SPARQL is to triple-store graphs as Cypher is to property graphs. SPARQL is the programming language for triple-store graph databases using the RDF data model for the semantic web. Given that the Semantic Web never really took off, it’s more of a reason why you don’t need to invest more than a few paragraphs into understanding these things.

Further reading and study

Since this was a much meatier chapter, I found I had some additional notes from the previous walk-through that was relevant here. There is another video in that same series I used for practice this week.

I found myself referencing a few articles which may be helpful in understanding NoSQL databases:

  • - Shopify did a nice job of simply explaining the use cases for five different kinds of data stores. The segmentation is a bit odd here and it doesn’t align with what I’ve read in the book but it’s still factual information even if the categorization is faulty.
  • - This Prisma article was great because it expanded my knowledge even further beyond NoSQL databases to NewSQL, multi-model, time series, and more.
  • - I like that this post has a diagram that revolves around the CAP theorem. It helped me place where NewSQL fits and how to actually tell the difference between HBase and Cassandra.
  • - Another mega list of NoSQL solutions which categorizes based on popularity rather than storage type. I actually really liked this because it simplified my thought process to a pretty rock solid list:
  1. Want relational? Use Postgres.
  2. Want an in-memory key-value store? Use Redis.
  3. Want relational without the schema? Use MongoDB.
  4. Want web analytics? Use Cassandra.
  5. Want a full-text search? Use ElasticSearch.
  6. Working with documents, specifically a CMS or CRM? Use CouchDB.
  7. Building a search engine or log analysis? Use HBase.
  8. Working with graphs? Use Neo4J or OrientDB.

System design tradeoffs between SQL and NoSQL solutions

A few questions you have to ask yourself when comparing SQL and NoSQL solutions as they relate to scalability:

How do you scale reads? Writes?

For SQL solutions, you’ll want to shard servers when the database runs out of space. Use a cluster proxy to abstract away the shards. Use a configuration service like ZooKeeper to ensure all shards are online and be sure to toggle backups in the event of a downed shard.

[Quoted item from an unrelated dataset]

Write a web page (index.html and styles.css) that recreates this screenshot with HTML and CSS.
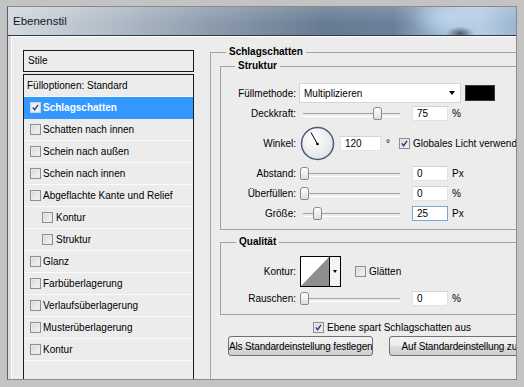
FILE: index.html
```html
<!DOCTYPE html>
<html lang="de">
<head>
  <meta charset="UTF-8" />
  <title>Ebenenstil</title>
  <link rel="stylesheet" href="styles.css">
</head>
<body>
  <div class="window">
    <div class="titlebar">Ebenenstil</div>
    <div class="dialog">

      <div class="styles-panel">
        <div class="panel-head">Stile</div>
        <ul class="style-list">
          <li class="plain">Fülloptionen: Standard</li>
          <li class="selected"><span class="cb"><svg viewBox="0 0 11 11"><path d="M2.2 5.4 L4.4 8.2 L8.6 2.2"/></svg></span>Schlagschatten</li>
          <li><span class="cb"></span>Schatten nach innen</li>
          <li><span class="cb"></span>Schein nach außen</li>
          <li><span class="cb"></span>Schein nach innen</li>
          <li><span class="cb"></span>Abgeflachte Kante und Relief</li>
          <li class="sub"><span class="cb"></span>Kontur</li>
          <li class="sub"><span class="cb"></span>Struktur</li>
          <li><span class="cb"></span>Glanz</li>
          <li><span class="cb"></span>Farbüberlagerung</li>
          <li><span class="cb"></span>Verlaufsüberlagerung</li>
          <li><span class="cb"></span>Musterüberlagerung</li>
          <li><span class="cb"></span>Kontur</li>
        </ul>
      </div>

      <fieldset class="group outer">
        <legend>Schlagschatten</legend>

        <fieldset class="group struktur">
          <legend>Struktur</legend>
          <div class="row">
            <label>Füllmethode:</label>
            <div class="select">Multiplizieren<span class="arrow"></span></div>
            <div class="swatch"></div>
          </div>
          <div class="row">
            <label>Deckkraft:</label>
            <div class="slider"><span class="thumb" style="left: 73px"></span></div>
            <div class="num">75</div>
            <span class="unit">%</span>
          </div>
          <div class="row row-dial">
            <label>Winkel:</label>
            <svg class="dial" viewBox="0 0 35 35">
              <defs>
                <radialGradient id="dialfill" cx="0.4" cy="0.35" r="0.7">
                  <stop offset="0" stop-color="#ffffff"/>
                  <stop offset="1" stop-color="#e2e2e2"/>
                </radialGradient>
              </defs>
              <circle cx="17.5" cy="17.5" r="16" fill="url(#dialfill)" stroke="#4b5a7e" stroke-width="1.5"/>
              <line x1="17.5" y1="18" x2="11" y2="6.5" stroke="#000" stroke-width="1"/>
              <circle cx="17.5" cy="18" r="1.3" fill="#000"/>
            </svg>
            <div class="num wide">120</div>
            <span class="deg">°</span>
            <span class="cb"><svg viewBox="0 0 11 11"><path d="M2.2 5.4 L4.4 8.2 L8.6 2.2"/></svg></span>
            <span class="cb-text">Globales Licht verwenden</span>
          </div>
          <div class="row spaced">
            <label>Abstand:</label>
            <div class="slider"><span class="thumb" style="left: 0px"></span></div>
            <div class="num">0</div>
            <span class="unit">Px</span>
          </div>
          <div class="row">
            <label>Überfüllen:</label>
            <div class="slider"><span class="thumb" style="left: 0px"></span></div>
            <div class="num">0</div>
            <span class="unit">%</span>
          </div>
          <div class="row">
            <label>Größe:</label>
            <div class="slider"><span class="thumb" style="left: 13px"></span></div>
            <div class="num focus">25</div>
            <span class="unit">Px</span>
          </div>
        </fieldset>

        <fieldset class="group qualitaet">
          <legend>Qualität</legend>
          <div class="row row-contour">
            <label>Kontur:</label>
            <div class="contour">
              <svg class="curve" viewBox="0 0 28 29"><polygon points="0,29 28,0 28,29" fill="#8e8e8e"/></svg>
              <span class="drop"><span class="arrow small"></span></span>
            </div>
            <span class="cb glatten"></span>
            <span class="cb-text">Glätten</span>
          </div>
          <div class="row spaced-sm">
            <label>Rauschen:</label>
            <div class="slider"><span class="thumb" style="left: 0px"></span></div>
            <div class="num">0</div>
            <span class="unit">%</span>
          </div>
        </fieldset>

        <div class="knockout">
          <span class="cb"><svg viewBox="0 0 11 11"><path d="M2.2 5.4 L4.4 8.2 L8.6 2.2"/></svg></span>
          <span class="cb-text">Ebene spart Schlagschatten aus</span>
        </div>

        <div class="buttons">
          <button class="btn first">Als Standardeinstellung festlegen</button>
          <button class="btn second">Auf Standardeinstellung zurücksetzen</button>
        </div>
      </fieldset>

    </div>
  </div>
</body>
</html>
```

FILE: styles.css
```css
* { box-sizing: border-box; }
body { margin: 0; width: 524px; height: 387px; overflow: hidden; background: #c3c3c3;
  font-family: "Liberation Sans", Arial, sans-serif; font-size: 10px; color: #000; }

.window { margin: 6px 7px 7px 7px; height: 374px; border: 1px solid #8a8a8a; border-left-color: #55616e; }
.titlebar { height: 29px; padding-left: 5px; line-height: 28px; font-size: 11.5px; color: #161a1f;
  border-bottom: 1px solid #2f3945;
  background:
    radial-gradient(ellipse 14px 7px at 89% 95%, rgba(40,50,60,0.7), rgba(40,50,60,0)),
    radial-gradient(ellipse 40px 18px at 87% 40%, rgba(200,220,240,0.7), rgba(200,220,240,0)),
    linear-gradient(180deg, rgba(255,255,255,0.15), rgba(255,255,255,0) 60%),
    linear-gradient(90deg, #d3d9df 0, #b6c0cb 18%, #8d9cad 40%, #677b92 62%, #6a809a 76%, #9fbad6 85%, #b6cde4 93%, #9cb6d1 100%); }

.dialog { height: 343px; display: flex; align-items: flex-start; padding: 10px 0 0 12px; overflow: hidden;
  background: #ececec; border-left: 3px solid #dcdcdc; box-shadow: inset 1px 1px 0 #fff; }

/* left list of styles */
.styles-panel { width: 171px; flex: none; margin-top: 4px; }
.panel-head { height: 22px; border: 1px solid #1a1a1a; padding-left: 4px; line-height: 20px; }
.style-list { list-style: none; margin: 2px 0 0; padding: 0; height: 320px; border: 1px solid #1a1a1a; border-bottom: 0; }
.style-list li { height: 22px; display: flex; align-items: center; gap: 2px; padding-left: 6px;
  border-bottom: 1px solid #fbfbfb; white-space: nowrap; }
.style-list li.plain { padding-left: 3px; }
.style-list li.sub { padding-left: 18px; gap: 3px; }
.style-list li.selected { background: #3399ff; border-bottom-color: #3399ff; color: #fff; font-weight: bold; }

/* checkboxes */
.cb { width: 11px; height: 11px; flex: none; display: inline-block; border: 1px solid #8e8f8f;
  background: linear-gradient(135deg, #d6d6d6, #f7f7f7); box-shadow: inset 0 0 0 1px #e9e9e9; }
.cb svg { display: block; width: 9px; height: 9px; }
.cb path { fill: none; stroke: #2b3f8c; stroke-width: 1.8; }
.selected .cb { background: #f4f4f4; border-color: #c9d6e6; }
.cb-text { margin-left: 3px; white-space: nowrap; }

/* group boxes */
.group { margin: 0; border: 1px solid #a2a2a2; min-width: 0; }
.group legend { padding: 0 3px; font-weight: bold; line-height: 12px; }
.outer { margin-left: 16px; width: 330px; padding: 2px 0 60px 9px; border-right: 0; border-bottom: 0; }
.outer > legend { margin-left: 6px; }
.struktur { width: 320px; padding: 11px 0 6px 0; }
.struktur > legend { margin-left: 14px; }
.qualitaet { width: 320px; margin-top: 6px; padding: 8px 0 6px 0; }
.qualitaet > legend { margin-left: 15px; }

/* rows */
.row { display: flex; align-items: center; height: 20px; white-space: nowrap; }
.row label { width: 75px; flex: none; text-align: right; }
.row-dial { height: 34px; margin-top: 3px; }
.row.spaced { margin-top: 3px; }
.row-contour { height: 30px; }
.row.spaced-sm { margin-top: 2px; }

.select { width: 162px; height: 20px; margin-left: 3px; display: flex; align-items: center; justify-content: space-between;
  padding: 0 5px 0 4px; background: #fff; border: 1px solid #d4d4d4; }
.arrow { width: 0; height: 0; border-left: 3.5px solid transparent; border-right: 3.5px solid transparent; border-top: 4px solid #000; }
.arrow.small { border-left-width: 2.5px; border-right-width: 2.5px; border-top-width: 3px; }
.swatch { width: 30px; height: 16px; margin-left: 4px; background: #000; border: 1px solid #3a3a3a; }

.slider { position: relative; width: 102px; height: 20px; margin-left: 4px; }
.slider::before { content: ""; position: absolute; left: 3px; right: 2px; top: 10px; height: 2px;
  border-top: 1px solid #a3a3a3; border-bottom: 1px solid #fff; }
.thumb { position: absolute; top: 4px; width: 9px; height: 13px; border: 1px solid #8a8a8a; border-radius: 3px 3px 2px 2px;
  background: linear-gradient(180deg, #ffffff, #dedede); }

.num { width: 36px; height: 15px; margin-left: 10px; padding-left: 4px; line-height: 13px; background: #fff;
  border: 1px solid #e2e2e2; border-top-color: #d2d2d2; }
.num.wide { width: 41px; margin-left: 5px; }
.num.focus { border-color: #7aa5d6; }
.unit { margin-left: 4px; }
.deg { margin-left: 5px; }
.row-dial .cb { margin-left: 9px; }

.dial { width: 35px; height: 35px; margin-left: 4px; flex: none; }

.contour { width: 41px; height: 31px; margin-left: 4px; display: flex; border: 1px solid #000; background: #fff; }
.curve { width: 28px; height: 29px; display: block; }
.drop { flex: 1; display: flex; align-items: center; justify-content: center; border-left: 1px solid #000; background: #f4f4f4; }
.cb.glatten { margin-left: 14px; }

.knockout { display: flex; align-items: center; height: 15px; margin-top: 5px; padding-left: 93px; }
.buttons { display: flex; margin-top: 1px; padding-left: 8px; white-space: nowrap; }
.btn { height: 20px; padding: 0; font-family: inherit; font-size: 10px; letter-spacing: -0.15px; color: #000;
  border: 1px solid #707070; border-radius: 3px;
  background: linear-gradient(180deg, #f4f4f4 0, #ebebeb 50%, #dddddd 51%, #cfcfcf 100%); }
.btn.first { width: 158px; }
.btn.second { width: 170px; margin-left: 16px; flex: none; text-align: left; padding-left: 11px; }
```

For NoSQL solutions, you’ll also want to perform sharing. However, there is no need for a cluster proxy because each shard knows about the other. Thus, no configuration service is needed.

How do you make reads/writes fast?

For SQL solutions, you’ll want to use a shard proxy to cache results and publish metrics, and terminate long-running processes.

For NoSQL solutions, no shard proxies are required because all nodes know about each other. Quorum nodes are used to ensure you don’t need to talk to every node to get a consensus on whether or not the operations succeed.

How do you prevent data loss?

For both SQL and NoSQL solutions, you’ll want to create read replicas of shards in different data centers.

How do you achieve consistency?

For SQL solutions, you’ll want to sync lead data to follower replica data. This leads to consistent data. It also takes a long time to process.

For NoSQL solutions, data is pushed to the read replicas asynchronously. This provides eventual consistency and is fast.

Other questions worth asking

  • How do you recover data in case of an outage? Data recovery is much harder for a relational system that sacrifices partition tolerance so you’ll need to focus more on cold storage backups while NoSQL solutions are much easier to replicate their replicas across centers.
  • How do you ensure the data is secure? I only saw mentions of Accumulo and Riak specializing in security. Otherwise, every database needs to worry about this regardless of storage type.
  • How extensible is the DB to an evolving data model? Evolving data models are better suited for a graph database than a document database.
  • How easy is it to run on/off-prem? This question was asked in the systems design video from last week but I don’t think most companies really need to worry about on or off-premises solutions anymore.
  • How much will it cost? Most solutions these days are open-source. The cost will come down to your strategy for your horizontal scaling and partitioning.